Essentially, Warlock is a race between the titular warlock and the duo of Kassandra and Redferne. If the warlock can piece together the entire grimoire, he can learn the true name of God, which, spoken backwards, will destroy all of creation. We’ll spend a little time in Mennonite country as well, and that’s going to involve some bleeding eyes and other weird forms of torture.
Warlock is going to continue to ping-pong back and forth between buddy comedy and disturbing horror moments. It’s fun that Kassandra gets Redferne on an airplane and all that that entails. It’s disturbing that he has to perform triage on an old Mennonite farmer who looked the warlock in the eyes and started bleeding from his eyes. The relationship between Kassandra and Redferne is mildly flirty and cute even if it’s clearly doomed by the two-century difference. It’s disturbing when the warlock rips out the eyes of a medium to help lead him to the book.
There are some things here that work well. We’ll eventually discover that the third piece of the book is buried in a church cemetery back in Boston, and when we get there, it turns out it’s buried in the grave of one Giles Redferne. That’s a great moment—they have to open up the grave to get it, and we see the living Redferne confront his own nearly-200-year-dead body. It falls to Kassandra to remove the pages, clutched as they are in the hands of the body, and so it’s both funny and a little awful when she breaks Redferne’s fingers to remove the pages.
There are some terrible special effects in this movie. There are moments when the warlock flying looks like it was done on whatever was around before MS Paint. It’s sad, because it does have a real tendency to pull the viewer (or at least me) out of the film. The same is true of the weird aging effects on Kassandra. Early in the film, the warlock curses her to age 20 years every day and steals her bracelet to seal the deal. She can only break the curse if she gets her bracelet back, and this takes her a couple of days. Sixty-year-old Kassandra looks like a sort of lumpier version of Kassandra who acts like she’s in her mid-80s. At one point, she has to chase a train. This is treated as if she is running on hot coals and broken glass. As someone moving in those age circles, I object. I may no longer be lithe, but I can run if I have to without looking like I’ve been kneecapped.
The real reason to watch this, though, is Richard E. Grant.

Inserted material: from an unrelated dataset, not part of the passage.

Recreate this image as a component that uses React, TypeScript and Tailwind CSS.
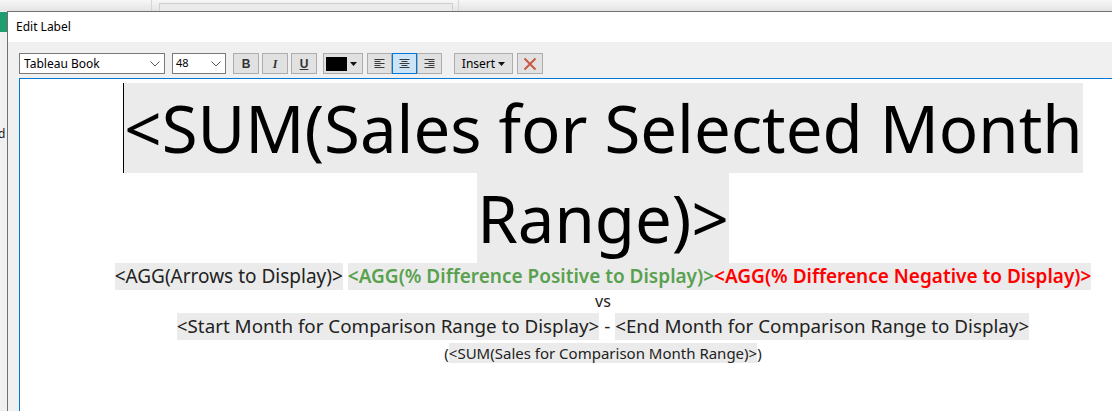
import React from 'react';

const font = { fontFamily: '"Noto Sans", "Open Sans", sans-serif' };

const AlignIcon: React.FC<{ mode: 'left' | 'center' | 'right' }> = ({ mode }) => {
  const rows = [
    { y: 1.5, w: 10 },
    { y: 3.5, w: 6 },
    { y: 5.5, w: 10 },
    { y: 7.5, w: 6 },
    { y: 9.5, w: 10 },
  ];
  return (
    <svg width="11" height="11" viewBox="0 0 11 11">
      {rows.map((r, i) => {
        const x = mode === 'left' ? 0.5 : mode === 'right' ? 10.5 - r.w : (11 - r.w) / 2;
        return <line key={i} x1={x} x2={x + r.w} y1={r.y} y2={r.y} stroke="#3a3a3a" strokeWidth="1" />;
      })}
    </svg>
  );
};

const Chevron = () => (
  <svg width="10" height="6" viewBox="0 0 10 6">
    <path d="M0.5 0.5 L5 5 L9.5 0.5" fill="none" stroke="#555" strokeWidth="1" />
  </svg>
);

const Caret = () => (
  <svg width="7" height="4" viewBox="0 0 7 4">
    <path d="M0 0 H7 L3.5 4 Z" fill="#111" />
  </svg>
);

const ToolButton: React.FC<{ className?: string; children: React.ReactNode }> = ({ className = '', children }) => (
  <div className={`h-[21px] flex items-center justify-center bg-[#e1e1e1] border border-[#adadad] ${className}`}>
    {children}
  </div>
);

export default function App() {
  return (
    <div className="w-[1112px] h-[411px] overflow-hidden bg-[#f0f0f0] flex flex-col" style={font}>
      {/* desktop behind the dialog */}
      <div className="h-[11px] shrink-0 flex bg-gradient-to-b from-[#f7f7f7] to-[#e4e4e4]">
        <div className="w-[152px] border-r border-[#d6d6d6]" />
        <div className="w-[7px]" />
        <div className="w-[294px] mt-[3px] border border-b-0 border-[#cfcfcf] bg-[#ebebeb]" />
        <div className="w-[6px] border-r border-[#d6d6d6]" />
      </div>

      <div className="flex flex-1 min-h-0">
        <div className="w-[7px] shrink-0 flex flex-col bg-[#f0f0f0] overflow-hidden">
          <div className="h-[1px]" />
          <div className="h-[20px] bg-[#1e9e6e]" />
          <div className="h-[95px]" />
          <div className="text-[12px] leading-[14px] text-[#222] -ml-[2px]">d</div>
        </div>

        {/* dialog */}
        <div className="w-[1200px] shrink-0 border-l border-t border-[#707070] flex flex-col">
          <div className="h-[30px] bg-white flex items-center pl-[8px] text-[12px] text-black">Edit Label</div>

          <div className="h-[36px] bg-[#f0f0f0] flex items-start pt-[11px] pl-[11px] text-[12px] text-black">
            <div className="w-[146px] h-[21px] bg-white border border-[#7a7a7a] flex items-center justify-between pl-[4px] pr-[4px]">
              <span>Tableau Book</span>
              <Chevron />
            </div>
            <div className="w-[54px] h-[21px] ml-[7px] bg-white border border-[#7a7a7a] flex items-center justify-between pl-[3px] pr-[4px]">
              <span className="text-[11px]">48</span>
              <Chevron />
            </div>
            <ToolButton className="w-[26px] ml-[7px]">
              <span className="font-bold text-[12px] text-[#333]" style={{ fontFamily: '"Liberation Sans", sans-serif' }}>B</span>
            </ToolButton>
            <ToolButton className="w-[26px] ml-[3px]">
              <span className="italic font-bold text-[12px] text-[#333]" style={{ fontFamily: '"Liberation Serif", serif' }}>I</span>
            </ToolButton>
            <ToolButton className="w-[26px] ml-[3px]">
              <span className="underline font-bold text-[12px] text-[#333]" style={{ fontFamily: '"Liberation Sans", sans-serif' }}>U</span>
            </ToolButton>
            <ToolButton className="w-[40px] ml-[6px] justify-start pl-[2px] gap-[3px]">
              <div className="w-[21px] h-[14px] bg-black" />
              <Caret />
            </ToolButton>
            <div className="ml-[4px] flex">
              <ToolButton className="w-[25px]">
                <AlignIcon mode="left" />
              </ToolButton>
              <div className="w-[25px] h-[21px] flex items-center justify-center bg-[#cce4f7] border border-[#0078d7]">
                <AlignIcon mode="center" />
              </div>
              <ToolButton className="w-[25px]">
                <AlignIcon mode="right" />
              </ToolButton>
            </div>
            <ToolButton className="w-[59px] ml-[12px] gap-[3px]">
              <span className="text-[12px]">Insert</span>
              <Caret />
            </ToolButton>
            <ToolButton className="w-[26px] ml-[4px]">
              <svg width="14" height="14" viewBox="0 0 14 14">
                <path d="M1.5 1.5 L12.5 12.5 M12.5 1.5 L1.5 12.5" stroke="#c8553d" strokeWidth="1.8" />
              </svg>
            </ToolButton>
          </div>

          {/* editor */}
          <div className="flex-1 bg-[#f0f0f0] pl-[11px]">
            <div className="w-[1167px] h-full bg-white border-l border-t border-[#0078d7] pt-[4px] text-center">
              <div className="h-[90px]">
                <span className="inline-block h-[90px] leading-[90px] text-[65.3px] text-black bg-[#ebebeb] border-l border-black whitespace-nowrap">
                  &lt;SUM(Sales for Selected Month
                </span>
              </div>
              <div className="h-[90px]">
                <span className="inline-block h-[90px] leading-[90px] text-[65.3px] text-black bg-[#ebebeb] whitespace-nowrap">
                  Range)&gt;
                </span>
              </div>
              <div className="h-[27px] text-[19px] leading-[27px] whitespace-nowrap">
                <span className="inline-block h-[27px] bg-[#ebebeb] text-[#222]">&lt;AGG(Arrows to Display)&gt;</span>{' '}
                <span className="inline-block h-[27px] bg-[#ebebeb] text-[#59a14f] font-semibold">&lt;AGG(% Difference Positive to Display)&gt;</span>
                <span className="inline-block h-[27px] bg-[#ebebeb] text-[#ff0000] font-semibold">&lt;AGG(% Difference Negative to Display)&gt;</span>
              </div>
              <div className="h-[23px] text-[16px] leading-[22px] text-[#222]">vs</div>
              <div className="h-[30px] text-[18.8px] leading-[27px] whitespace-nowrap text-[#222]">
                <span className="inline-block h-[27px] bg-[#ebebeb]">&lt;Start Month for Comparison Range to Display&gt;</span>
                {' - '}
                <span className="inline-block h-[27px] bg-[#ebebeb]">&lt;End Month for Comparison Range to Display&gt;</span>
              </div>
              <div className="h-[20px] text-[15px] leading-[20px] whitespace-nowrap text-[#222]">
                (<span className="inline-block h-[20px] bg-[#ebebeb]">&lt;SUM(Sales for Comparison Month Range)&gt;</span>)
              </div>
            </div>
          </div>
        </div>
      </div>
    </div>
  );
}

He’s having a lot of fun speaking in late 18th-Century-ese and wearing a big fury vest. He’s generally always worth watching, and in this, he’s the best reason. Julian Sands is…well, Julian Sands and no different from what you’d expect from him. As for Lori Singer, the only way I can describe her in this is that she desperately wants to be mistaken for an Arquette.
Perhaps the most telling thing to say about Warlock is that the first sequel stars Julian Sands and has absolutely no continuity with this film. The third film has a new star and has no continuity with either of the first two. Make of that what you will.
So what’s with the title of this review? We learn early on that Kassandra is diabetic. There’s no reason for her to be diabetic except for the fact that it’s going to come into play eventually. Chekhov always pays off in the end, after all.
Why to watch Warlock: Young Richard E. Grant is not surprisingly fun and charming Richard E. Grant.
Why not to watch: Some of the effects are funny even by 1989 standards.